[GIVEN DATA]:
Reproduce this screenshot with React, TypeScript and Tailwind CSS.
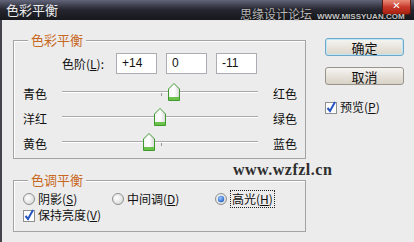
import React from 'react';

const cjk = { fontFamily: '"Noto Sans CJK SC", "Noto Sans", sans-serif' };

const Thumb: React.FC<{ left: number }> = ({ left }) => (
  <svg
    className="absolute top-[-8px]"
    style={{ left: left - 6 }}
    width="12"
    height="18"
    viewBox="0 0 12 18"
  >
    <defs>
      <linearGradient id="tb" x1="0" y1="0" x2="1" y2="0">
        <stop offset="0" stopColor="#f4f4f4" />
        <stop offset="0.5" stopColor="#ffffff" />
        <stop offset="1" stopColor="#d8d8d8" />
      </linearGradient>
    </defs>
    <path d="M0.5 6 L6 0.5 L11.5 6 V17.5 H0.5 Z" fill="url(#tb)" stroke="#3f9a2e" />
    <rect x="1" y="14" width="10" height="3" fill="#6cc34b" />
  </svg>
);

const SliderRow: React.FC<{ left: string; right: string; pos: number; tick?: boolean }> = ({
  left,
  right,
  pos,
  tick = true,
}) => (
  <div className="flex items-center h-[25px] pl-[9px]">
    <span className="w-[39px] text-[12px] leading-none">{left}</span>
    <div className="relative w-[196px] h-[2px] mt-[-3px]">
      <div className="h-[1px] bg-[#a9a9a9]" />
      <div className="h-[1px] bg-white" />
      {tick && <div className="absolute left-[99px] top-[2px] w-[1px] h-[3px] bg-[#9a9a9a]" />}
      <Thumb left={pos} />
    </div>
    <span className="ml-[15px] text-[12px] leading-none">{right}</span>
  </div>
);

const Radio: React.FC<{ checked?: boolean }> = ({ checked }) => (
  <svg width="12" height="12" viewBox="0 0 12 12" className="shrink-0">
    <defs>
      <radialGradient id="rg" cx="0.4" cy="0.4" r="0.7">
        <stop offset="0" stopColor="#ffffff" />
        <stop offset="1" stopColor="#d6d6d6" />
      </radialGradient>
      <radialGradient id="rb" cx="0.4" cy="0.35" r="0.7">
        <stop offset="0" stopColor="#9cc8ff" />
        <stop offset="1" stopColor="#1f5fc4" />
      </radialGradient>
    </defs>
    <circle cx="6" cy="6" r="5.5" fill="url(#rg)" stroke="#8e8f8f" />
    {checked && <circle cx="6" cy="6" r="3.2" fill="url(#rb)" />}
  </svg>
);

const Check: React.FC = () => (
  <svg width="12" height="13" viewBox="0 0 12 13" className="shrink-0">
    <rect x="0.5" y="1.5" width="11" height="11" fill="#fff" stroke="#8e8f8f" />
    <path d="M2.5 7 L5 10 L10 1" fill="none" stroke="#2455c2" strokeWidth="2" />
  </svg>
);

export default function App() {
  return (
    <div className="w-[414px] h-[242px] overflow-hidden relative bg-[#ececec]" style={cjk}>
      {/* title bar */}
      <div className="relative h-[20px] bg-gradient-to-b from-[#62657a] via-[#24252e] to-[#17171d]">
        <span className="absolute left-[6px] top-[1px] text-[13px] leading-[18px] text-[#ececec]">色彩平衡</span>
        <div className="absolute left-[382px] top-0 w-[29px] h-[15px] rounded-b-[3px] border border-t-0 border-[#5a1810] bg-gradient-to-b from-[#e88a78] via-[#c8382a] to-[#a8200e] flex items-start justify-center">
          <span className="text-white font-bold text-[10px] leading-[11px]" style={{ fontFamily: '"DejaVu Sans", sans-serif' }}>
            ✕
          </span>
        </div>
        <span
          className="absolute left-[240px] top-[7px] text-[12px] leading-[13px] text-[#b9b9b9] whitespace-nowrap"
          style={{ textShadow: '0 0 1px #000' }}
        >
          思缘设计论坛
        </span>
        <span
          className="absolute left-[317px] top-[13px] text-[8px] leading-[7px] text-[#c4c4c4] font-bold whitespace-nowrap"
          style={{ fontFamily: '"Liberation Sans", sans-serif', textShadow: '0 0 1px #000' }}
        >
          WWW.MISSYUAN.COM
        </span>
      </div>

      {/* body */}
      <div className="flex h-[222px] border-l-[2px] border-[#44454c] text-[#111]">
        <div className="ml-[11px] w-[293px]">
          {/* group 1 */}
          <div className="relative mt-[20px] h-[119px] border border-[#a3a3a3] shadow-[inset_1px_1px_0_#fff]">
            <span className="absolute left-[14px] top-[-9px] px-[3px] bg-[#ececec] text-[13px] leading-[16px] text-[#c8681e]">
              色彩平衡
            </span>
            <div className="flex items-center h-[21px] mt-[12px] pl-[48px]">
              <span className="w-[54px] text-[12px] leading-none">
                色阶(<span className="underline">L</span>):
              </span>
              {['+14', '0', '-11'].map((v, i) => (
                <div
                  key={v}
                  className={`w-[41px] h-[21px] border border-[#abadb3] bg-white pl-[5px] text-[12px] leading-[19px] ${i ? 'ml-[9px]' : ''}`}
                  style={{ fontFamily: '"Liberation Sans", sans-serif' }}
                >
                  {v}
                </div>
              ))}
            </div>
            <div className="mt-[7px]">
              <SliderRow left="青色" right="红色" pos={112} />
              <SliderRow left="洋红" right="绿色" pos={98} tick={false} />
              <SliderRow left="黄色" right="蓝色" pos={87} />
            </div>
          </div>

          {/* group 2 */}
          <div className="relative mt-[21px] h-[52px] border border-[#a3a3a3] shadow-[inset_1px_1px_0_#fff]">
            <span className="absolute left-[14px] top-[-9px] px-[3px] bg-[#ececec] text-[13px] leading-[16px] text-[#c8681e]">
              色调平衡
            </span>
            <div className="flex items-center h-[16px] mt-[10px] pl-[9px] text-[12px] leading-none">
              <div className="flex items-center w-[89px] gap-[3px]">
                <Radio />
                <span>
                  阴影(<span className="underline">S</span>)
                </span>
              </div>
              <div className="flex items-center w-[103px] gap-[3px]">
                <Radio />
                <span>
                  中间调(<span className="underline">D</span>)
                </span>
              </div>
              <div className="flex items-center gap-[3px]">
                <Radio checked />
                <span className="border border-dotted border-[#222] px-[1px] py-[2px]">
                  高光(<span className="underline">H</span>)
                </span>
              </div>
            </div>
            <div className="flex items-center h-[16px] pl-[9px] gap-[3px] text-[12px] leading-none">
              <Check />
              <span>
                保持亮度(<span className="underline">V</span>)
              </span>
            </div>
          </div>
        </div>

        {/* right column */}
        <div className="ml-[19px] w-[79px]">
          <div className="mt-[18px] h-[18px] rounded-[3px] border border-[#6fa8c8] bg-gradient-to-b from-[#f6f5f2] to-[#dcd6cb] shadow-[inset_0_0_0_1px_#bfe6f7] flex items-center justify-center text-[13px] leading-none">
            确定
          </div>
          <div className="mt-[11px] h-[18px] rounded-[3px] border border-[#9a958c] bg-gradient-to-b from-[#f6f5f2] to-[#d8d1c5] flex items-center justify-center text-[13px] leading-none">
            取消
          </div>
          <div className="mt-[15px] flex items-center gap-[3px] h-[14px] text-[12px] leading-none">
            <Check />
            <span>
              预览(<span className="underline">P</span>)
            </span>
          </div>
        </div>
      </div>

      {/* watermark */}
      <span
        className="absolute left-[233px] top-[162px] text-[16px] leading-[16px] font-bold tracking-[0.5px] text-[#2e2e2e] whitespace-nowrap"
        style={{ fontFamily: '"Liberation Serif", serif' }}
      >
        www.wzfzl.cn
      </span>
    </div>
  );
}
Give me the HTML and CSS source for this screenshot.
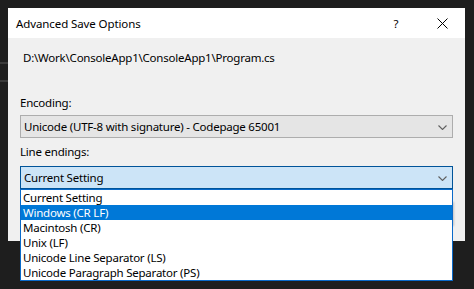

[GIVEN TASK]: Your copy of the data above should match it exactly, except that pictures are left out.

[RESULT OF THIS TASK]:
Reproduce this screenshot with React, TypeScript and Tailwind CSS.
import React from 'react';

const cjk = { fontFamily: '"Noto Sans CJK SC", "Noto Sans", sans-serif' };

const Thumb: React.FC<{ left: number }> = ({ left }) => (
  <svg
    className="absolute top-[-8px]"
    style={{ left: left - 6 }}
    width="12"
    height="18"
    viewBox="0 0 12 18"
  >
    <defs>
      <linearGradient id="tb" x1="0" y1="0" x2="1" y2="0">
        <stop offset="0" stopColor="#f4f4f4" />
        <stop offset="0.5" stopColor="#ffffff" />
        <stop offset="1" stopColor="#d8d8d8" />
      </linearGradient>
    </defs>
    <path d="M0.5 6 L6 0.5 L11.5 6 V17.5 H0.5 Z" fill="url(#tb)" stroke="#3f9a2e" />
    <rect x="1" y="14" width="10" height="3" fill="#6cc34b" />
  </svg>
);

const SliderRow: React.FC<{ left: string; right: string; pos: number; tick?: boolean }> = ({
  left,
  right,
  pos,
  tick = true,
}) => (
  <div className="flex items-center h-[25px] pl-[9px]">
    <span className="w-[39px] text-[12px] leading-none">{left}</span>
    <div className="relative w-[196px] h-[2px] mt-[-3px]">
      <div className="h-[1px] bg-[#a9a9a9]" />
      <div className="h-[1px] bg-white" />
      {tick && <div className="absolute left-[99px] top-[2px] w-[1px] h-[3px] bg-[#9a9a9a]" />}
      <Thumb left={pos} />
    </div>
    <span className="ml-[15px] text-[12px] leading-none">{right}</span>
  </div>
);

const Radio: React.FC<{ checked?: boolean }> = ({ checked }) => (
  <svg width="12" height="12" viewBox="0 0 12 12" className="shrink-0">
    <defs>
      <radialGradient id="rg" cx="0.4" cy="0.4" r="0.7">
        <stop offset="0" stopColor="#ffffff" />
        <stop offset="1" stopColor="#d6d6d6" />
      </radialGradient>
      <radialGradient id="rb" cx="0.4" cy="0.35" r="0.7">
        <stop offset="0" stopColor="#9cc8ff" />
        <stop offset="1" stopColor="#1f5fc4" />
      </radialGradient>
    </defs>
    <circle cx="6" cy="6" r="5.5" fill="url(#rg)" stroke="#8e8f8f" />
    {checked && <circle cx="6" cy="6" r="3.2" fill="url(#rb)" />}
  </svg>
);

const Check: React.FC = () => (
  <svg width="12" height="13" viewBox="0 0 12 13" className="shrink-0">
    <rect x="0.5" y="1.5" width="11" height="11" fill="#fff" stroke="#8e8f8f" />
    <path d="M2.5 7 L5 10 L10 1" fill="none" stroke="#2455c2" strokeWidth="2" />
  </svg>
);

export default function App() {
  return (
    <div className="w-[414px] h-[242px] overflow-hidden relative bg-[#ececec]" style={cjk}>
      {/* title bar */}
      <div className="relative h-[20px] bg-gradient-to-b from-[#62657a] via-[#24252e] to-[#17171d]">
        <span className="absolute left-[6px] top-[1px] text-[13px] leading-[18px] text-[#ececec]">色彩平衡</span>
        <div className="absolute left-[382px] top-0 w-[29px] h-[15px] rounded-b-[3px] border border-t-0 border-[#5a1810] bg-gradient-to-b from-[#e88a78] via-[#c8382a] to-[#a8200e] flex items-start justify-center">
          <span className="text-white font-bold text-[10px] leading-[11px]" style={{ fontFamily: '"DejaVu Sans", sans-serif' }}>
            ✕
          </span>
        </div>
        <span
          className="absolute left-[240px] top-[7px] text-[12px] leading-[13px] text-[#b9b9b9] whitespace-nowrap"
          style={{ textShadow: '0 0 1px #000' }}
        >
          思缘设计论坛
        </span>
        <span
          className="absolute left-[317px] top-[13px] text-[8px] leading-[7px] text-[#c4c4c4] font-bold whitespace-nowrap"
          style={{ fontFamily: '"Liberation Sans", sans-serif', textShadow: '0 0 1px #000' }}
        >
          WWW.MISSYUAN.COM
        </span>
      </div>

      {/* body */}
      <div className="flex h-[222px] border-l-[2px] border-[#44454c] text-[#111]">
        <div className="ml-[11px] w-[293px]">
          {/* group 1 */}
          <div className="relative mt-[20px] h-[119px] border border-[#a3a3a3] shadow-[inset_1px_1px_0_#fff]">
            <span className="absolute left-[14px] top-[-9px] px-[3px] bg-[#ececec] text-[13px] leading-[16px] text-[#c8681e]">
              色彩平衡
            </span>
            <div className="flex items-center h-[21px] mt-[12px] pl-[48px]">
              <span className="w-[54px] text-[12px] leading-none">
                色阶(<span className="underline">L</span>):
              </span>
              {['+14', '0', '-11'].map((v, i) => (
                <div
                  key={v}
                  className={`w-[41px] h-[21px] border border-[#abadb3] bg-white pl-[5px] text-[12px] leading-[19px] ${i ? 'ml-[9px]' : ''}`}
                  style={{ fontFamily: '"Liberation Sans", sans-serif' }}
                >
                  {v}
                </div>
              ))}
            </div>
            <div className="mt-[7px]">
              <SliderRow left="青色" right="红色" pos={112} />
              <SliderRow left="洋红" right="绿色" pos={98} tick={false} />
              <SliderRow left="黄色" right="蓝色" pos={87} />
            </div>
          </div>

          {/* group 2 */}
          <div className="relative mt-[21px] h-[52px] border border-[#a3a3a3] shadow-[inset_1px_1px_0_#fff]">
            <span className="absolute left-[14px] top-[-9px] px-[3px] bg-[#ececec] text-[13px] leading-[16px] text-[#c8681e]">
              色调平衡
            </span>
            <div className="flex items-center h-[16px] mt-[10px] pl-[9px] text-[12px] leading-none">
              <div className="flex items-center w-[89px] gap-[3px]">
                <Radio />
                <span>
                  阴影(<span className="underline">S</span>)
                </span>
              </div>
              <div className="flex items-center w-[103px] gap-[3px]">
                <Radio />
                <span>
                  中间调(<span className="underline">D</span>)
                </span>
              </div>
              <div className="flex items-center gap-[3px]">
                <Radio checked />
                <span className="border border-dotted border-[#222] px-[1px] py-[2px]">
                  高光(<span className="underline">H</span>)
                </span>
              </div>
            </div>
            <div className="flex items-center h-[16px] pl-[9px] gap-[3px] text-[12px] leading-none">
              <Check />
              <span>
                保持亮度(<span className="underline">V</span>)
              </span>
            </div>
          </div>
        </div>

        {/* right column */}
        <div className="ml-[19px] w-[79px]">
          <div className="mt-[18px] h-[18px] rounded-[3px] border border-[#6fa8c8] bg-gradient-to-b from-[#f6f5f2] to-[#dcd6cb] shadow-[inset_0_0_0_1px_#bfe6f7] flex items-center justify-center text-[13px] leading-none">
            确定
          </div>
          <div className="mt-[11px] h-[18px] rounded-[3px] border border-[#9a958c] bg-gradient-to-b from-[#f6f5f2] to-[#d8d1c5] flex items-center justify-center text-[13px] leading-none">
            取消
          </div>
          <div className="mt-[15px] flex items-center gap-[3px] h-[14px] text-[12px] leading-none">
            <Check />
            <span>
              预览(<span className="underline">P</span>)
            </span>
          </div>
        </div>
      </div>

      {/* watermark */}
      <span
        className="absolute left-[233px] top-[162px] text-[16px] leading-[16px] font-bold tracking-[0.5px] text-[#2e2e2e] whitespace-nowrap"
        style={{ fontFamily: '"Liberation Serif", serif' }}
      >
        www.wzfzl.cn
      </span>
    </div>
  );
}
Give me the HTML and CSS source for this screenshot.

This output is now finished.